Number 10 warned not to sacrifice Scottish food standards

Lowering standards in the pursuit of trade deals would do 'untold damage' to Scottish food production
Lowering standards in the pursuit of trade deals would do 'untold damage' to Scottish food production

Scotland’s food and farming standards 'should not be sacrificed' in order to secure non-EU trade deals, the Scottish government has warned.

Rural Affairs Minister Fergus Ewing has written to the UK government seeking urgent assurances that food and animal welfare standards will not be lowered.

He said Number 10 have yet to provide 'any reliable assurances' that foods such as chlorinated chicken will not be granted access to the UK market post-Brexit.

There are growing fears in the farming industry that the government will be prepared to abandon food and welfare standards in order to secure trade agreements with the US and others.

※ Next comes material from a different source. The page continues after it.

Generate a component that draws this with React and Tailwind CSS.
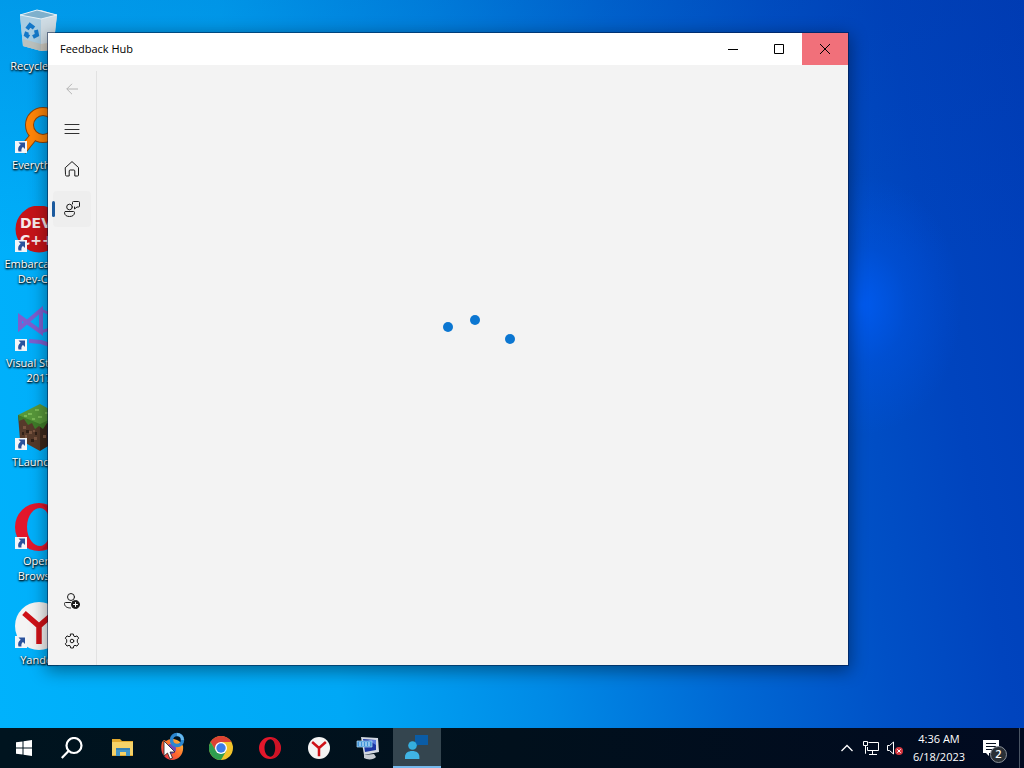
import React, { useState } from "react";

// ---- Desktop icons ----

const BinIcon = () => (
  <svg viewBox="0 0 48 48" className="size-12">
    <path d="M5 7 L26 2 L42 7 L38 42 L26 43 L8 38 Z" fill="#c3d6e2" />
    <path d="M5 7 L26 11 L26 43 L8 38 Z" fill="#a9cde2" />
    <path d="M26 11 L42 7 L38 42 L26 43 Z" fill="#cfdce4" />
    <path d="M5 7 L22 2 L42 7 L26 11 Z" fill="#7fb0cc" stroke="#e6f1f7" />
    <path d="M8 31 L26 36 L39 34 L38 42 L26 43 L8 38 Z" fill="#cdb79c" opacity=".5" />
    <g fill="none" stroke="#1478c8" strokeWidth="4">
      <path d="M12 21 L15 17 L19 20" />
      <path d="M21 22 L22 27 L18 29" />
      <path d="M14 29 L11 27 L12 24" />
    </g>
  </svg>
);

const EverythingIcon = () => (
  <svg viewBox="0 0 48 48" className="size-12">
    <path d="M19 29 L7 44" stroke="#8a4208" strokeWidth="9" />
    <circle cx="28" cy="18" r="13.500" fill="none" stroke="#8a4208" strokeWidth="9" />
    <path d="M19 29 L7 44" stroke="#ff8508" strokeWidth="7" />
    <circle cx="28" cy="18" r="13.500" fill="none" stroke="#ff8508" strokeWidth="7" />
  </svg>
);

const DevIcon = () => (
  <svg viewBox="0 0 48 48" className="size-12">
    <circle cx="24" cy="23" r="23.500" fill="#c51419" />
    <g fill="#f6e9e9" fontFamily="DejaVu Sans, sans-serif" fontWeight="bold" fontSize="14">
      <text x="5" y="22">DEV</text>
      <text x="5" y="39">C++</text>
    </g>
  </svg>
);

const VisualStudioIcon = () => (
  <svg viewBox="0 0 48 48" className="size-12" fill="none" stroke="#7d5fcf">
    <path d="M5 12 L26 27 L26 5 L5 23 Z" strokeWidth="4" />
    <path d="M26 5 L35 9 L35 24 L26 27" strokeWidth="3" />
    <path d="M14 36 L26 37 L38 41" strokeWidth="4" />
  </svg>
);

const GrassIcon = () => (
  <svg viewBox="0 0 48 48" className="size-12">
    <path d="M3 11 L25 20 L25 47 L5 36 Z" fill="#563a2a" />
    <path d="M25 20 L45 11 L43 36 L25 47 Z" fill="#3b271b" />
    <path d="M3 11 L25 0 L45 11 L25 22 Z" fill="#57973a" />
    <path d="M3 11 L25 20 L45 11 L44 17 L40 16 L36 21 L32 19 L28 25 L24 22 L20 25 L17 19 L13 21 L9 15 L4 17 Z" fill="#3f7b29" />
    <path d="M8 22h3v3H8zM14 27h3v3h-3zM19 33h3v3h-3zM10 31h2v3h-2zM18 26h2v2h-2zM28 31h3v3h-3z" fill="#7a5540" />
    <path d="M13 9h4v2h-4zM20 5h4v2h-4zM23 12h4v2h-4zM30 8h4v2h-4zM17 14h3v2h-3zM9 11h3v2H9z" fill="#79b854" />
    <path d="M11 26h3v3h-3zM16 35h3v3h-3zM20 28h2v3h-2zM7 28h2v3H7z" fill="#302017" />
  </svg>
);

const OperaIcon = ({ className }) => (
  <svg viewBox="0 0 48 48" className={className}>
    <path
      fillRule="evenodd"
      d="M24 0a24 24 0 1 0 0 48a24 24 0 1 0 0-48M25 5c6 0 10.500 8 10.500 19s-4.500 19-10.500 19s-13-7-13-19S19 5 25 5"
      fill="#e3172b"
    />
    <path d="M25 1c14 2 22 10 22 23S38 46 25 47c7-3 10-11 10-23S32 4 25 1" fill="#b90f20" opacity=".5" />
  </svg>
);

const YandexIcon = ({ className }) => (
  <svg viewBox="0 0 48 48" className={className}>
    <circle cx="24" cy="24" r="24" fill="#f4f4f4" />
    <path d="M9 11 L24 24 L39 11 M24 23 V42" fill="none" stroke="#cf1117" strokeWidth="5.500" />
  </svg>
);

const ShortcutArrow = () => (
  <svg viewBox="0 0 12 12" className="absolute top-[34px] left-0 size-3">
    <rect width="12" height="12" fill="#f3f5f8" />
    <path d="M3.500 1.500H10V8L8 6C6.500 7 6.200 8.500 6.500 10.500H3.500C2.500 7.500 3.500 5 5.700 3.700Z" fill="#2a529c" />
  </svg>
);

const shortcuts = [
  { label: "Recycle Bin", icon: <BinIcon />, noArrow: true },
  { label: "Everything", icon: <EverythingIcon /> },
  { label: "Embarcadero Dev-C++", icon: <DevIcon /> },
  { label: "Visual Studio 2017", icon: <VisualStudioIcon /> },
  { label: "TLauncher", icon: <GrassIcon /> },
  { label: "Opera Browser", icon: <OperaIcon className="size-12" /> },
  { label: "Yandex", icon: <YandexIcon className="size-12" /> },
];

function DesktopIcons() {
  return (
    <div className="grid w-[78px] auto-rows-[99px]">
      {shortcuts.map((s) => (
        <button key={s.label} type="button" className="flex flex-col items-center px-0.5 pt-2">
          <span className="relative block size-12">
            {s.icon}
            {!s.noArrow && <ShortcutArrow />}
          </span>
          <span className="mt-0.5 text-[11px] leading-[15px] text-white [text-shadow:0_1px_2px_#000,1px_1px_2px_#000]">
            {s.label}
          </span>
        </button>
      ))}
    </div>
  );
}

// ---- Feedback Hub window ----

const NavSvg = ({ children }) => (
  <svg viewBox="0 0 16 16" className="size-4" fill="none" stroke="currentColor" strokeLinejoin="round" strokeLinecap="round">
    {children}
  </svg>
);

const topNav = [
  {
    id: "menu",
    label: "Open navigation",
    icon: <path d="M1 3.500h14M1 8.500h14M1 12.500h14" strokeWidth=".9" />,
  },
  {
    id: "home",
    label: "Home",
    icon: <path d="M1.500 6.500 8 .6l6.500 5.900V14a1 1 0 0 1-1 1h-2.700V10a1 1 0 0 0-1-1H6.200a1 1 0 0 0-1 1v5H2.500a1 1 0 0 1-1-1Z" />,
  },
  {
    id: "feedback",
    label: "Feedback",
    icon: (
      <>
        <path d="M8.500 3V1.500a1 1 0 0 1 1-1h5a1 1 0 0 1 1 1v3.500a1 1 0 0 1-1 1h-1.500L10.500 8v-2" />
        <circle cx="5.500" cy="6" r="2.800" />
        <path d="M1.500 10.500h8a1 1 0 0 1 1 1c0 2.700-2 4-5 4s-5-1.300-5-4a1 1 0 0 1 1-1Z" />
      </>
    ),
  },
];

const bottomNav = [
  {
    id: "signin",
    label: "Sign in",
    icon: (
      <>
        <circle cx="7" cy="4" r="3.500" />
        <path d="M6.500 9.500h-5a1 1 0 0 0-1 1c0 3 2.500 4.500 6 4.500" />
        <circle cx="11.500" cy="11.500" r="4" fill="#1a1a1a" />
        <path d="M11.500 9.500v4M9.500 11.500h4" stroke="#fff" />
      </>
    ),
  },
  {
    id: "settings",
    label: "Settings",
    icon: (
      <>
        <path d="M6.700 1h2.600l.5 2.100 1.200.6 2-.8 1.700 2.200-1.400 1.700v2.400l1.400 1.700-1.700 2.200-2-.8-1.200.6L9.300 15H6.700l-.5-2.100-1.200-.6-2 .8-1.700-2.200 1.400-1.700V6.800L1.300 5.100 3 2.900l2 .8 1.200-.6Z" />
        <circle cx="8" cy="8" r="1.800" />
      </>
    ),
  },
];

function NavButton({ item, active, onClick }) {
  return (
    <button
      type="button"
      aria-label={item.label}
      onClick={onClick}
      className={`relative flex h-9 w-[38px] items-center justify-center rounded text-[#1a1a1a] ${
        active ? "bg-[#eeeeee]" : ""
      }`}
    >
      {active && <span className="absolute top-2.5 -left-px h-4 w-[3px] rounded-full bg-[#1b5a9e]" />}
      <NavSvg>{item.icon}</NavSvg>
    </button>
  );
}

function FeedbackHub() {
  const [page, setPage] = useState("feedback");

  return (
    <section className="absolute top-[33px] left-12 flex h-[632px] w-[800px] flex-col bg-[#f3f3f3] shadow-[0_0_0_1px_rgba(0,20,60,0.5),0_4px_16px_2px_rgba(0,0,0,0.4)]">
      <header className="flex h-8 items-center bg-white pl-3 text-black">
        <h1 className="flex-1 text-[11px]">Feedback Hub</h1>
        <button type="button" aria-label="Minimize" className="flex h-8 w-[46px] items-center justify-center">
          <svg viewBox="0 0 10 10" className="size-2.5" stroke="#000">
            <path d="M0 5.500h10" />
          </svg>
        </button>
        <button type="button" aria-label="Maximize" className="flex h-8 w-[46px] items-center justify-center">
          <svg viewBox="0 0 10 10" className="size-2.5" fill="none" stroke="#000">
            <path d="M.5.5h9v9h-9Z" />
          </svg>
        </button>
        <button type="button" aria-label="Close" className="flex h-8 w-[46px] items-center justify-center bg-[#f1707a]">
          <svg viewBox="0 0 10 10" className="size-2.5" stroke="#000">
            <path d="M0 0l10 10M10 0L0 10" />
          </svg>
        </button>
      </header>

      <div className="flex flex-1">
        <nav className="mt-1.5 flex flex-col gap-1 border-r border-[#e2e2e2] px-[5px] pb-1.5">
          <button type="button" aria-label="Back" disabled className="flex h-9 w-[38px] items-center justify-center text-[#b4b4b4]">
            <svg viewBox="0 0 12 12" className="size-3" fill="none" stroke="currentColor">
              <path d="M12 6H.8M6 .8.8 6 6 11.200" />
            </svg>
          </button>
          {topNav.map((item) => (
            <NavButton key={item.id} item={item} active={page === item.id} onClick={() => setPage(item.id)} />
          ))}
          <div className="flex-1" />
          {bottomNav.map((item) => (
            <NavButton key={item.id} item={item} active={page === item.id} onClick={() => setPage(item.id)} />
          ))}
        </nav>
        <main className="flex flex-1 items-center justify-center">
          <svg viewBox="0 0 100 100" className="size-25" fill="#0b76d1" role="progressbar" aria-label="Loading">
            <circle cx="25" cy="12" r="5" />
            <circle cx="52" cy="5" r="5" />
            <circle cx="87" cy="24" r="5" />
          </svg>
        </main>
      </div>
    </section>
  );
}

// ---- Taskbar ----

const ExplorerIcon = () => (
  <svg viewBox="0 0 24 24" className="size-6">
    <path d="M1 3h8l2 2h11v15H1Z" fill="#e2a92e" />
    <path d="M1 6h21v13H1Z" fill="#f6d268" />
    <path d="M5 12h14v8h-4v-4H9v4H5Z" fill="#4195c9" />
    <path d="M5 12h14v2H5Z" fill="#3580b4" />
  </svg>
);

const FirefoxIcon = () => (
  <svg viewBox="0 0 24 24" className="size-6">
    <defs>
      <linearGradient id="fox" x1="1" y1="0" x2="0" y2="1">
        <stop offset="0" stopColor="#ffc83a" />
        <stop offset=".5" stopColor="#ff6a2e" />
        <stop offset="1" stopColor="#e02850" />
      </linearGradient>
    </defs>
    <path d="M2 6l2-2 2 1c5-4 14-2 17 5c1 8-4 14-11 14S-1 17 2 6" fill="url(#fox)" />
    <circle cx="11" cy="13" r="5" fill="#7446b8" />
  </svg>
);

const ChromeIcon = () => (
  <svg viewBox="0 0 24 24" className="size-6">
    <circle cx="12" cy="12" r="12" fill="#f2c32b" />
    <path d="M12 6H22.400A12 12 0 0 0 1.600 6L7 15Z" fill="#dc4233" />
    <path d="M1.600 6A12 12 0 0 0 12 24L17.200 15 12 17 7 15Z" fill="#2f9e4f" />
    <circle cx="12" cy="12" r="6" fill="#fff" />
    <circle cx="12" cy="12" r="4.700" fill="#3c7de8" />
  </svg>
);

const ComputerIcon = () => (
  <svg viewBox="0 0 24 24" className="size-6">
    <path d="M8 19 18 18l2 3c-2 3-9 3-12 1Z" fill="#c8cdd3" />
    <path d="M5 1 22 2 23 16 8 19Z" fill="#d3d9e2" />
    <path d="M7 3 20 4 20 14 9 16Z" fill="#1c37a4" />
    <path d="M12 4 20 4v5Z" fill="#5879dd" />
    <path d="M1 5h15v6H1Z" fill="#4194d8" stroke="#b8dcf5" strokeWidth=".7" />
    <path d="M3 7h11M3 9h11" stroke="#e2f3ff" strokeDasharray="2 1" />
  </svg>
);

const HubIcon = () => (
  <svg viewBox="0 0 24 24" className="size-6">
    <path d="M10 0h13v10H13l-3 2Z" fill="#0a5ca6" />
    <circle cx="7.500" cy="10.500" r="4.300" fill="#35aede" />
    <path d="M0 24v-2c0-4 3-6 7.200-6s7.200 2 7.200 6v2Z" fill="#40b4e4" />
  </svg>
);

const pinned = [
  { label: "File Explorer", icon: <ExplorerIcon /> },
  { label: "Firefox", icon: <FirefoxIcon /> },
  { label: "Chrome", icon: <ChromeIcon /> },
  { label: "Opera", icon: <OperaIcon className="size-[22px]" /> },
  { label: "Yandex", icon: <YandexIcon className="size-[22px]" /> },
  { label: "Remote Computer", icon: <ComputerIcon /> },
  { label: "Feedback Hub", icon: <HubIcon />, active: true },
];

function Taskbar() {
  return (
    <footer className="flex h-10 items-stretch bg-linear-to-r from-[#00141f] via-[#01101c] to-[#010a20] text-white">
      <button type="button" aria-label="Start" className="flex w-12 items-center justify-center">
        <svg viewBox="0 0 16 16" className="size-4" fill="#fff">
          <path d="M0 2.300 6.500 1.400V7.500H0ZM7.500 1.200 16 0V7.500H7.500ZM0 8.500H6.500V14.600L0 13.700ZM7.500 8.500H16V16L7.500 14.800Z" />
        </svg>
      </button>
      <button type="button" aria-label="Search" className="mr-[3px] flex w-12 items-center justify-center">
        <svg viewBox="0 0 22 22" className="size-[22px]" fill="none" stroke="#fff" strokeWidth="2.200">
          <circle cx="13" cy="8.500" r="7.500" />
          <path d="M7.800 13.800.8 21" />
        </svg>
      </button>
      <div className="flex gap-px">
        {pinned.map((app) => (
          <button
            key={app.label}
            type="button"
            aria-label={app.label}
            className={`flex w-12 items-center justify-center ${
              app.active ? "border-b-2 border-[#76b9ed] bg-[#34454f]" : ""
            }`}
          >
            {app.icon}
          </button>
        ))}
      </div>

      <div className="ml-auto flex items-center">
        <button type="button" aria-label="Show hidden icons" className="flex w-6 justify-center">
          <svg viewBox="0 0 12 12" className="size-3" fill="none" stroke="#fff" strokeWidth="1.300">
            <path d="M.5 9 6 3.500 11.500 9" />
          </svg>
        </button>
        <button type="button" aria-label="Network" className="flex w-6 justify-center">
          <svg viewBox="0 0 16 16" className="size-4" fill="none" stroke="#fff">
            <path d="M5.500 2.500h10v8h-11V7M9.500 10.500v3M6 14.500h8M9.500 13v1.500M2.500 6v7.500H3" />
            <path d="M.5 1.500h4v4h-4Z" />
          </svg>
        </button>
        <button type="button" aria-label="Volume muted" className="flex w-6 justify-center">
          <svg viewBox="0 0 16 16" className="size-4" fill="none" stroke="#fff">
            <path d="M.5 5.500h2L6.500 2v12L2.500 10.500h-2Z" />
            <circle cx="12" cy="11" r="4" fill="#d63840" stroke="none" />
            <path d="M10.300 9.300l3.400 3.400M13.700 9.300l-3.400 3.400" />
          </svg>
        </button>
        <button type="button" className="w-16 text-center text-[11px] leading-[18px] whitespace-nowrap">
          <span className="block">4:36 AM</span>
          <span className="block">6/18/2023</span>
        </button>
        <button type="button" aria-label="Notifications" className="relative flex h-full w-12 items-center pl-3">
          <svg viewBox="0 0 16 16" className="size-4">
            <path d="M0 0h16v13H6v3l-3-3H0Z" fill="#fff" />
            <path d="M3 3.500h10M3 6.500h10M3 9.500h7" stroke="#06101f" />
          </svg>
          <span className="absolute top-[18px] left-[19px] flex size-[17px] items-center justify-center rounded-full border border-[#8a9098] bg-[#2a3036] text-[11px] font-semibold">
            2
          </span>
        </button>
        <button type="button" aria-label="Show desktop" className="h-full w-[5px] border-l border-[#4a5564]" />
      </div>
    </footer>
  );
}

// arrow pointer with the busy ring next to it
const Cursor = () => (
  <svg viewBox="0 0 24 30" className="pointer-events-none absolute bottom-1.5 left-[163px] h-[30px] w-6">
    <circle cx="14" cy="8" r="5.500" fill="none" stroke="#2a86cf" strokeWidth="3.500" />
    <path d="M14 2.500a5.500 5.500 0 0 1 5.500 5.500" fill="none" stroke="#68b8ec" strokeWidth="3" />
    <path d="M1 9v15l3.500-3 2.500 6 2.500-1-2.500-6H12Z" fill="#fff" stroke="#222" strokeWidth=".8" />
  </svg>
);

export default function App() {
  return (
    <div className="relative flex min-h-screen flex-col overflow-hidden font-['Open_Sans','Noto_Sans',sans-serif]">
      <div className="relative flex-1 bg-[radial-gradient(ellipse_100px_130px_at_862px_305px,rgba(0,92,244,0.85)_0%,rgba(0,88,238,0.35)_45%,rgba(0,88,238,0)_100%),linear-gradient(180deg,rgba(0,50,150,0.16)_0%,rgba(0,50,150,0)_35%),linear-gradient(80deg,#00b2fc_0%,#00a8f6_30%,#008ae6_48%,#0068d4_64%,#0050c6_78%,#0044be_88%,#003db8_100%)]">
        <DesktopIcons />
        <FeedbackHub />
      </div>
      <Taskbar />
      <Cursor />
    </div>
  );
}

Leading figures in the US have repeatedly said that the UK would have to abandon regulations if it wanted a transatlantic deal.

It comes as the NFU recently said that it would be 'insane' to allow food onto the shelves that is produced at a standard which is currently illegal in the UK.



Fergus Ewing said: “It is very concerning that the UK government has repeatedly refused to provide the necessary assurances that food standards will not be sacrificed in the pursuit of trade deals.

“Lowering standards in the pursuit of trade deals would do untold damage to the UK and Scottish food production industry, especially when the majority of our produce is currently exported to the EU.

“That is why I have written to the UK government seeking urgent assurances that food and animal welfare standards will not be lowered."

He added: "In the meantime, I have suggested amendments to the UK Agriculture Bill to protect standards and will continue to work with stakeholders to protect our vital food production and processing sectors.”